Apply the bit oracle U_f once. Because U_f is linear, it acts term by term across the sum, and each term's output qubit picks up 0 \oplus f(x) = f(x):

U_f\left(\frac{1}{\sqrt N}\sum_{x} |x\rangle|0\rangle\right) = \frac{1}{\sqrt N}\sum_{x=0}^{N-1} |x\rangle\,|f(x)\rangle .

That single state now contains f(0), f(1), \dots, f(N-1) — the function evaluated on every one of its N inputs — after just one oracle call. This is often called quantum parallelism. The catch (and the reason algorithms need cleverness, not just this trick) is that a single measurement collapses the superposition to one random |x\rangle|f(x)\rangle. The art is to follow the query with interference so that a global property of f — not one value — survives to the readout.

Worked example 2: counting the queries for Deutsch–Jozsa

The Deutsch–Jozsa problem is the cleanest place to see a query separation. You are promised that f:\{0,1\}^n\to\{0,1\} is either constant (the same value on every input) or balanced (exactly 0 on half the inputs and 1 on the other half), and you must say which — using the oracle only.

Classically (deterministic, guaranteed answer). Each query reveals one value. If your first 2^{n-1} queries all return the same bit, the function could still be constant, or balanced with all its matching values front-loaded — you cannot be sure. Certainty needs one more look, so the worst case is 2^{n-1}+1 queries.

Quantum. Hadamard the register, make one phase-oracle query, Hadamard again, and measure: you get all-zeros exactly when f is constant. One query, every time, with certainty. Put the counts side by side:

determine constant-vs-balanced queries needed classical, deterministic, worst case 2^(n-1) + 1 quantum, exact 1 n = 10: classical 513 vs quantum 1 n = 20: classical 524289 vs quantum 1

The quantum column does not budge as n grows; the classical column explodes. That gap — provable precisely because we are counting queries — is the point of the model.

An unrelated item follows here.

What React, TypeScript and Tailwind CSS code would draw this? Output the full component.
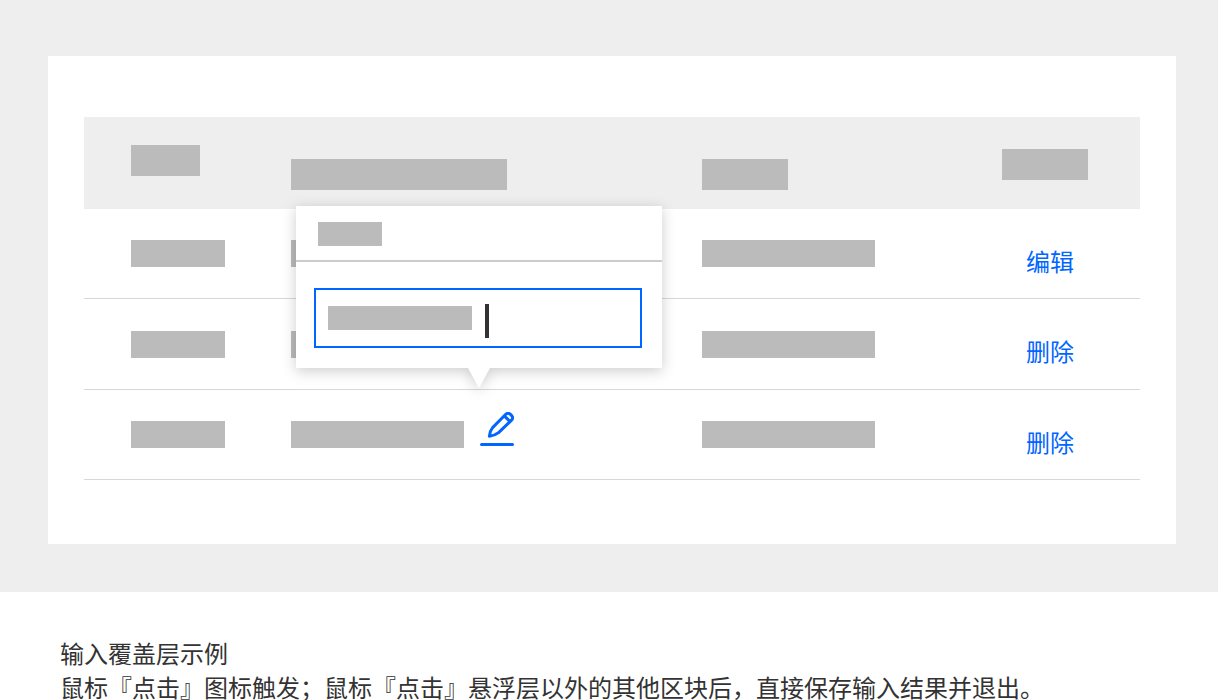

The same machinery gives an exponential separation for Simon's problem and a quadratic O(\sqrt N)-vs-O(N) separation for Grover's search.

It can feel like a cheat to count oracle calls and ignore everything else. But it is exactly what makes the strongest quantum results provable. If we tried to count total gates or seconds, we would be at the mercy of unproven questions about circuits and hardware — nobody can yet prove a clean gap there. In the query model, though, both the classical and quantum player face the same sealed box and we can pin down the minimum number of questions each one needs by pure information-theoretic argument. That is why the field's landmark separations — Deutsch–Jozsa, Simon, Grover — are all stated as query bounds: it is the one arena where "quantum beats classical" is a theorem, not a hope. Counting questions is not a simplification we settle for; it is the setting in which the advantage can be nailed down at all.

Query complexity counts oracle calls only — not gates, not time. A tiny query count does not automatically mean a fast algorithm. Between two queries an algorithm may run a huge amount of ordinary computation, and that work is invisible on the query scoreboard. So "one query" (Deutsch–Jozsa) or "\sqrt N queries" (Grover) is a statement about questions asked, and the true wall-clock cost is the query count multiplied by the cost of each query plus all the gates in between.

Two more traps. First, a real problem must actually supply the oracle: the speedup is measured relative to a black box, and if building that box for your genuine input is itself expensive, the paper advantage can evaporate. Second, do not confuse the two oracle shapes — the phase oracle stamps a sign (-1)^{f(x)} and leaves the state otherwise untouched, while the bit oracle XORs the answer into a separate output register. They cost the same one query, but they act differently, and mixing them up wrecks the amplitude bookkeeping.